** START OF LISTED ENTRIES **

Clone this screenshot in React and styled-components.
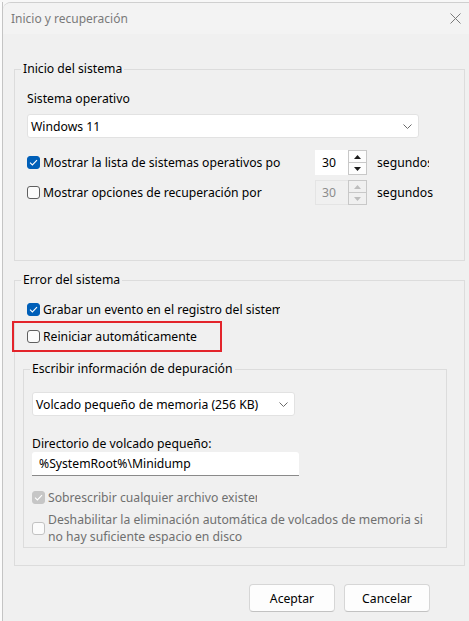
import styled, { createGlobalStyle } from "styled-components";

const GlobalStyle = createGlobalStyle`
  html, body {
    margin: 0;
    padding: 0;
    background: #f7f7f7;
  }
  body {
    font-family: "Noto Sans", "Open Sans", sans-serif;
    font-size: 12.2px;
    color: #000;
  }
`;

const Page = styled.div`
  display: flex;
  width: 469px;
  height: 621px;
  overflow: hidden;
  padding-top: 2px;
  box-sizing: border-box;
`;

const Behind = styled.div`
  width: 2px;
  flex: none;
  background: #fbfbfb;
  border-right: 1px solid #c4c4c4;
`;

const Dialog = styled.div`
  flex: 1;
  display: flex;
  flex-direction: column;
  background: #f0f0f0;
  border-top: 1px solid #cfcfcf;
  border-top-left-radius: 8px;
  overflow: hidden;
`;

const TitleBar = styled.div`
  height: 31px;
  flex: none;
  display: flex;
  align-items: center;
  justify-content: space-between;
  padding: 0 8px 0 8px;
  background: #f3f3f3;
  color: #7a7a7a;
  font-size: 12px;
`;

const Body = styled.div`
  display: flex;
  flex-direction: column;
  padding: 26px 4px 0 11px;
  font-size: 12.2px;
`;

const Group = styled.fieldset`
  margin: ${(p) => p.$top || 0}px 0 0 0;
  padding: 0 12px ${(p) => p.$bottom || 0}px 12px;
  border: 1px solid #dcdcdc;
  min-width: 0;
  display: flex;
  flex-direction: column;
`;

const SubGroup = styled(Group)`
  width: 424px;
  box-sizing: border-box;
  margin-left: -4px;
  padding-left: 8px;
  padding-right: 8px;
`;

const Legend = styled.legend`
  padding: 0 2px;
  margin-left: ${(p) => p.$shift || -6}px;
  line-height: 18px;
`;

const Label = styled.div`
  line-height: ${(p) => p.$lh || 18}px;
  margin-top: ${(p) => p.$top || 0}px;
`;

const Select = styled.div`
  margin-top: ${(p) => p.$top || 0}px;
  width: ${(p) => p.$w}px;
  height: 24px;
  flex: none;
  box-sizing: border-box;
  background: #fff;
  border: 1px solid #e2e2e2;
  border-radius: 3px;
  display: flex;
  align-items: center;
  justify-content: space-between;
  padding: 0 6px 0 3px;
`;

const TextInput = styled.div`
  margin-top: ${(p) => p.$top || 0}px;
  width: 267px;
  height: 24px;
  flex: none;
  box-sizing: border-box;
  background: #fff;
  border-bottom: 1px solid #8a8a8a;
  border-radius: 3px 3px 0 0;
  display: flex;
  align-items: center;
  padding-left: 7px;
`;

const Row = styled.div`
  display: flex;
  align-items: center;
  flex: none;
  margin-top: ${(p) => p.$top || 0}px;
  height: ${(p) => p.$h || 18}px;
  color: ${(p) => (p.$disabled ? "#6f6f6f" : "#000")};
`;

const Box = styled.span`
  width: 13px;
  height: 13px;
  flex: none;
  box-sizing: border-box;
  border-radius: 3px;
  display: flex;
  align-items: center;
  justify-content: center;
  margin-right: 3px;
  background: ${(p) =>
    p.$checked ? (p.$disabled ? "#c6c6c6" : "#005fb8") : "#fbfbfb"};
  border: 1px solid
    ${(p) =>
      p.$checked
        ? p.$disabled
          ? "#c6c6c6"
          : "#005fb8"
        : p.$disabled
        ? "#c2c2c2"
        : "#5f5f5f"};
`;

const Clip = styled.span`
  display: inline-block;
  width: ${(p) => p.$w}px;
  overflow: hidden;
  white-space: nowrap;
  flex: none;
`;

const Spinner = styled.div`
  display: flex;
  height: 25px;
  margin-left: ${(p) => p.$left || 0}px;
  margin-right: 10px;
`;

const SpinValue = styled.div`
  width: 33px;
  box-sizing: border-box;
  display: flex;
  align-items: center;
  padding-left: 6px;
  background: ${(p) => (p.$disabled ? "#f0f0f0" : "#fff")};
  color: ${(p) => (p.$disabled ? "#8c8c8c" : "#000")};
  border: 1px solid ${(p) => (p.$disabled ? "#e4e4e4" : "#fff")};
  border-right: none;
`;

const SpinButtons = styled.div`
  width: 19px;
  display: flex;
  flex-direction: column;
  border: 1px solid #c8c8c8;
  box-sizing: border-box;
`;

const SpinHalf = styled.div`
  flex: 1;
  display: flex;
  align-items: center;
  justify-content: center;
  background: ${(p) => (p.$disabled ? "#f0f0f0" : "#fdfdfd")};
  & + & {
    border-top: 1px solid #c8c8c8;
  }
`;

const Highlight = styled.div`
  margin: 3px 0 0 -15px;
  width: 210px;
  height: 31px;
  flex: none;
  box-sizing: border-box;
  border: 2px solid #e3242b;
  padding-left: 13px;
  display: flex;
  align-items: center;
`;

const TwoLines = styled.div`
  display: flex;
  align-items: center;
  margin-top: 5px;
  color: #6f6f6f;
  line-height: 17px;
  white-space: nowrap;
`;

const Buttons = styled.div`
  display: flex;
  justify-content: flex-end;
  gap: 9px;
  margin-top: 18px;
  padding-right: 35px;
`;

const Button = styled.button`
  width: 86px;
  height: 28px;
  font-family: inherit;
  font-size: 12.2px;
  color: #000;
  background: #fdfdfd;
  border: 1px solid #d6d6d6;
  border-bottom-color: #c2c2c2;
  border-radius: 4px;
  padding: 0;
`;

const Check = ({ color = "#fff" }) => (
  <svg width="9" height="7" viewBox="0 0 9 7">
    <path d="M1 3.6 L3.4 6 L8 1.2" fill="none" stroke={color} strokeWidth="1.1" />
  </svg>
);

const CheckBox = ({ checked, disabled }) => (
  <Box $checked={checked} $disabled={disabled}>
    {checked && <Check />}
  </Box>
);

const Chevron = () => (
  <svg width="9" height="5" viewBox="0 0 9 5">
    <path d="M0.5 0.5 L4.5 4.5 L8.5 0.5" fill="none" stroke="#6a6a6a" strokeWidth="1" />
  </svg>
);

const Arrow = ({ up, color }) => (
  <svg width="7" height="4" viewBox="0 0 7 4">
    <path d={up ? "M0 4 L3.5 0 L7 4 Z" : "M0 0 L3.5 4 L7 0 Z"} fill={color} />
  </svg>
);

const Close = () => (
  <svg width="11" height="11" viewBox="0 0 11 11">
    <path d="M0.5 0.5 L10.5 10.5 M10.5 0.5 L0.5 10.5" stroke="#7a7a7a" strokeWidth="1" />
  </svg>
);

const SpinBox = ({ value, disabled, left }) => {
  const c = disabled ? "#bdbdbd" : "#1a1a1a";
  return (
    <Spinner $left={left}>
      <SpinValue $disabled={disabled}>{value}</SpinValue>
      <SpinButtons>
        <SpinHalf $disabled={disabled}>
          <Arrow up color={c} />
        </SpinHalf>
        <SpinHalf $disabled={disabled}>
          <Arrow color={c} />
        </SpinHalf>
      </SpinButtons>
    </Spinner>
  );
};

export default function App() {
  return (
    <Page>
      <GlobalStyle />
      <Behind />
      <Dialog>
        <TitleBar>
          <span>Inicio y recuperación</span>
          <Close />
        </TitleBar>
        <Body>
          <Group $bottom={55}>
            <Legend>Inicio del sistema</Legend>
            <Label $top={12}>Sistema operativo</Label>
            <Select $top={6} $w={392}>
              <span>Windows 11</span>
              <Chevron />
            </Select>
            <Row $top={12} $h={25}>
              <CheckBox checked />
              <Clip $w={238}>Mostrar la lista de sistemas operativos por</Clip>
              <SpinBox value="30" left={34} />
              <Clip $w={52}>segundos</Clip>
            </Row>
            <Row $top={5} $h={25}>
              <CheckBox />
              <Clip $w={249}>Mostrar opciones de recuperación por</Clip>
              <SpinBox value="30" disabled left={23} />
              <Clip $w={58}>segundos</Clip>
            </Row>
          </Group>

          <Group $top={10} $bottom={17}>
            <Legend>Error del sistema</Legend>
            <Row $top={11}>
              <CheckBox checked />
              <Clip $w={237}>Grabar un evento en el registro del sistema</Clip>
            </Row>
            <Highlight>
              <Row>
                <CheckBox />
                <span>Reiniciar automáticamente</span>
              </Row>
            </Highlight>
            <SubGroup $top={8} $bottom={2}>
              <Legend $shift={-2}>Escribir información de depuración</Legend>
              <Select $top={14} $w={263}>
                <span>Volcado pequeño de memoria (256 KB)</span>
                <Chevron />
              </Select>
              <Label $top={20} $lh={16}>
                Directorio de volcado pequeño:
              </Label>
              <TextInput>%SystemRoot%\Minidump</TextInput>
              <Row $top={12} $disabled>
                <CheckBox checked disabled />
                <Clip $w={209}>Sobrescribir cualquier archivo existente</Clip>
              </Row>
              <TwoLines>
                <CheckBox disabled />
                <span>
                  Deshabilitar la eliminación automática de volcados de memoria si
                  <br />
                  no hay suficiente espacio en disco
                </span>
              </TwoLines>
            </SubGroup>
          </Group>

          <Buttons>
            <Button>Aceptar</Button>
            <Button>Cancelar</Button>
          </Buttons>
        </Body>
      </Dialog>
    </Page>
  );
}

** END OF LISTED ENTRIES **
** START OF LISTED ENTRIES **

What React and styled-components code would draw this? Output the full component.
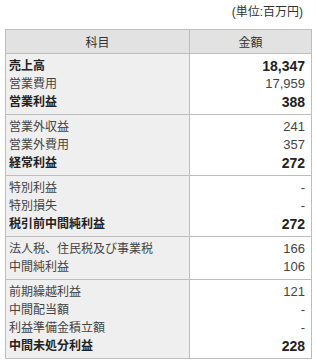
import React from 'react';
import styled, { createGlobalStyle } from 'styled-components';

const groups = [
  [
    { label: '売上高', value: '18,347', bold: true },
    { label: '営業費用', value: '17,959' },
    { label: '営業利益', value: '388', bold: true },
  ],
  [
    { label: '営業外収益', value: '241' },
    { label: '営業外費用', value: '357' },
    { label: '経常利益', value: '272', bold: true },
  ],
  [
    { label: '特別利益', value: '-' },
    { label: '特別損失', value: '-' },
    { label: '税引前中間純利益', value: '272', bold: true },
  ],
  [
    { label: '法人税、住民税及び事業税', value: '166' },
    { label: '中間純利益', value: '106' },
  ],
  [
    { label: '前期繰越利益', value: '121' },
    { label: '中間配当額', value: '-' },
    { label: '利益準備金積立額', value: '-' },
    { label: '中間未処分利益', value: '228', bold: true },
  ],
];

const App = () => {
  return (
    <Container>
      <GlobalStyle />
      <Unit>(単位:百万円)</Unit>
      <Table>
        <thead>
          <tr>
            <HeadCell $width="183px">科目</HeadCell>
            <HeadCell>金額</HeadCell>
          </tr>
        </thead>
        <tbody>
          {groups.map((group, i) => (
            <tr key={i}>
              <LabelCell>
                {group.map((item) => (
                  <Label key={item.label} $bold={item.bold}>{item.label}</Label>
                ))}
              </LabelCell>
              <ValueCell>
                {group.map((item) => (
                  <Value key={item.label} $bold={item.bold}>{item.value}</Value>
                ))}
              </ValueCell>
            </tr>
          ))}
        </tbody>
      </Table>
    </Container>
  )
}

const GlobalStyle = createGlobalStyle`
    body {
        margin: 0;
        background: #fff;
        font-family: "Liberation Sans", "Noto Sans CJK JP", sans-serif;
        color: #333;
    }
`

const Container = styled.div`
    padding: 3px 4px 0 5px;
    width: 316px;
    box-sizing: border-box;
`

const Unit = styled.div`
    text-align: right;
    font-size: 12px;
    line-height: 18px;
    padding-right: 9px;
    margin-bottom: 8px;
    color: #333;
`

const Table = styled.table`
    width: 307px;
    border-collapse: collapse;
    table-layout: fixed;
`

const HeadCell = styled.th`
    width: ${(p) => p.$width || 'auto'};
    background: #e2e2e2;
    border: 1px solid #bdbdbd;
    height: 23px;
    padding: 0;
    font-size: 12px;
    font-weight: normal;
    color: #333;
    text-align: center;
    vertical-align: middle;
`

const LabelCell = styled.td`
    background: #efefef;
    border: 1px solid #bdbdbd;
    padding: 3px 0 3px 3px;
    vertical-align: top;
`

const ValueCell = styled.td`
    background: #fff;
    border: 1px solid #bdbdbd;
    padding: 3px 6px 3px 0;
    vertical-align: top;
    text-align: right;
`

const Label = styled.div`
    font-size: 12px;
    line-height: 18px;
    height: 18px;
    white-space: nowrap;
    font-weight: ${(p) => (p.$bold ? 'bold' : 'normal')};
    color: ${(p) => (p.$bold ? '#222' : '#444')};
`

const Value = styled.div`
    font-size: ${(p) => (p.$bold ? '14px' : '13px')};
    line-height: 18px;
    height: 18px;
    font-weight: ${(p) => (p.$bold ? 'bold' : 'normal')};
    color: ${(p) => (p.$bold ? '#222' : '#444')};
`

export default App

** END OF LISTED ENTRIES **

(TASK): In the records above, how many lines contain the string "this"? State that number only.

(EXPECTED ANSWER): 2